### WHAT TO PRODUCE
Without the pictures, repeat the listing character for character.

----------------------------------------

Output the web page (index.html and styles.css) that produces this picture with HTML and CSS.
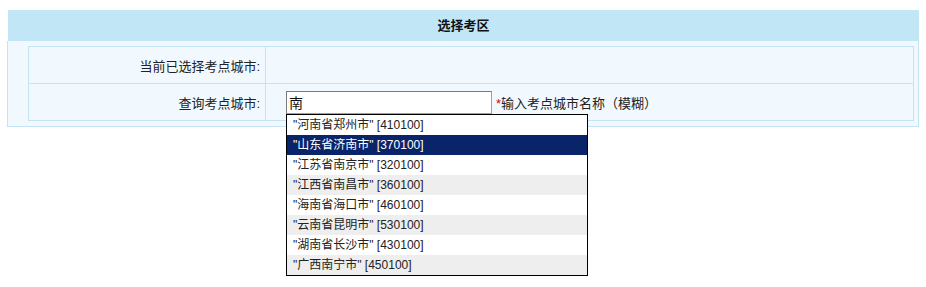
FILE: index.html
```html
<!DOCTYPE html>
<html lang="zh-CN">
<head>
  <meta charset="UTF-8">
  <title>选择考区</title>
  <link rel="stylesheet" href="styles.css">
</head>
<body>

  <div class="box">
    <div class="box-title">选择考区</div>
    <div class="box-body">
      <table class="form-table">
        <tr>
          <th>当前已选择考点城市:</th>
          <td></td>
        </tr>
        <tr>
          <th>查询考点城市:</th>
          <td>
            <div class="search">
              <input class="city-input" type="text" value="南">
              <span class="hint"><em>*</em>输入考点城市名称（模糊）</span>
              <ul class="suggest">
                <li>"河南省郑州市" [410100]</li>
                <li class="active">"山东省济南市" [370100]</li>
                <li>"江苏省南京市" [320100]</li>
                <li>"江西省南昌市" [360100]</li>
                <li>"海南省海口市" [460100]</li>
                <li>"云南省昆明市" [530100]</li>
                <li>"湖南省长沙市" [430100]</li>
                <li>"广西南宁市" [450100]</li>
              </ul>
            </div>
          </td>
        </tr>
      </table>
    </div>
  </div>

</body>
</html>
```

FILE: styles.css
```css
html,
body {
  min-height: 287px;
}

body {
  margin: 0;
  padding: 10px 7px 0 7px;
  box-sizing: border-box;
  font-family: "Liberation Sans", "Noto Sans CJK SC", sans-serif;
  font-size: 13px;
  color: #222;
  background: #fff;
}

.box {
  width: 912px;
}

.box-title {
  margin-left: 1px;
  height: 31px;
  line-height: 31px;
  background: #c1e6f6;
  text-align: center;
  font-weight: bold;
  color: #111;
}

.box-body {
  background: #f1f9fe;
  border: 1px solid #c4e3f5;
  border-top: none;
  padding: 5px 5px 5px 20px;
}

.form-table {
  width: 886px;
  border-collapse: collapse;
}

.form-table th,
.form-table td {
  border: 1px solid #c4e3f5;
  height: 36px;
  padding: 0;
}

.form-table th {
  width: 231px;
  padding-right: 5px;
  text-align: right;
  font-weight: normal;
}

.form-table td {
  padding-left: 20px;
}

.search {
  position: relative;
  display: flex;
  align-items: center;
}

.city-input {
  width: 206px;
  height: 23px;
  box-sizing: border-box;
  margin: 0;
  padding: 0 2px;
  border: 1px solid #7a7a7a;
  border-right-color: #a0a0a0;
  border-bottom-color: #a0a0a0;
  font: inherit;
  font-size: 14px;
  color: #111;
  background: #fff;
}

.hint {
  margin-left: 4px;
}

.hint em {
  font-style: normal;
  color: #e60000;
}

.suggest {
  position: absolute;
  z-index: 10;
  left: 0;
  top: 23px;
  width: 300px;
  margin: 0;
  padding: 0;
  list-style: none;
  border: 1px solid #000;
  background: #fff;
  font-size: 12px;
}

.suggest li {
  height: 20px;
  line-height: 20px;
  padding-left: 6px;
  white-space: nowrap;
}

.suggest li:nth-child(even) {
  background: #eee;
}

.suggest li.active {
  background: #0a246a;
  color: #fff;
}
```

----------------------------------------

### RESULT BELOW
Output the web page (index.html and styles.css) that produces this picture with HTML and CSS.
FILE: index.html
```html
<!DOCTYPE html>
<html lang="zh-CN">
<head>
  <meta charset="UTF-8">
  <title>选择考区</title>
  <link rel="stylesheet" href="styles.css">
</head>
<body>

  <div class="box">
    <div class="box-title">选择考区</div>
    <div class="box-body">
      <table class="form-table">
        <tr>
          <th>当前已选择考点城市:</th>
          <td></td>
        </tr>
        <tr>
          <th>查询考点城市:</th>
          <td>
            <div class="search">
              <input class="city-input" type="text" value="南">
              <span class="hint"><em>*</em>输入考点城市名称（模糊）</span>
              <ul class="suggest">
                <li>"河南省郑州市" [410100]</li>
                <li class="active">"山东省济南市" [370100]</li>
                <li>"江苏省南京市" [320100]</li>
                <li>"江西省南昌市" [360100]</li>
                <li>"海南省海口市" [460100]</li>
                <li>"云南省昆明市" [530100]</li>
                <li>"湖南省长沙市" [430100]</li>
                <li>"广西南宁市" [450100]</li>
              </ul>
            </div>
          </td>
        </tr>
      </table>
    </div>
  </div>

</body>
</html>
```

FILE: styles.css
```css
html,
body {
  min-height: 287px;
}

body {
  margin: 0;
  padding: 10px 7px 0 7px;
  box-sizing: border-box;
  font-family: "Liberation Sans", "Noto Sans CJK SC", sans-serif;
  font-size: 13px;
  color: #222;
  background: #fff;
}

.box {
  width: 912px;
}

.box-title {
  margin-left: 1px;
  height: 31px;
  line-height: 31px;
  background: #c1e6f6;
  text-align: center;
  font-weight: bold;
  color: #111;
}

.box-body {
  background: #f1f9fe;
  border: 1px solid #c4e3f5;
  border-top: none;
  padding: 5px 5px 5px 20px;
}

.form-table {
  width: 886px;
  border-collapse: collapse;
}

.form-table th,
.form-table td {
  border: 1px solid #c4e3f5;
  height: 36px;
  padding: 0;
}

.form-table th {
  width: 231px;
  padding-right: 5px;
  text-align: right;
  font-weight: normal;
}

.form-table td {
  padding-left: 20px;
}

.search {
  position: relative;
  display: flex;
  align-items: center;
}

.city-input {
  width: 206px;
  height: 23px;
  box-sizing: border-box;
  margin: 0;
  padding: 0 2px;
  border: 1px solid #7a7a7a;
  border-right-color: #a0a0a0;
  border-bottom-color: #a0a0a0;
  font: inherit;
  font-size: 14px;
  color: #111;
  background: #fff;
}

.hint {
  margin-left: 4px;
}

.hint em {
  font-style: normal;
  color: #e60000;
}

.suggest {
  position: absolute;
  z-index: 10;
  left: 0;
  top: 23px;
  width: 300px;
  margin: 0;
  padding: 0;
  list-style: none;
  border: 1px solid #000;
  background: #fff;
  font-size: 12px;
}

.suggest li {
  height: 20px;
  line-height: 20px;
  padding-left: 6px;
  white-space: nowrap;
}

.suggest li:nth-child(even) {
  background: #eee;
}

.suggest li.active {
  background: #0a246a;
  color: #fff;
}
```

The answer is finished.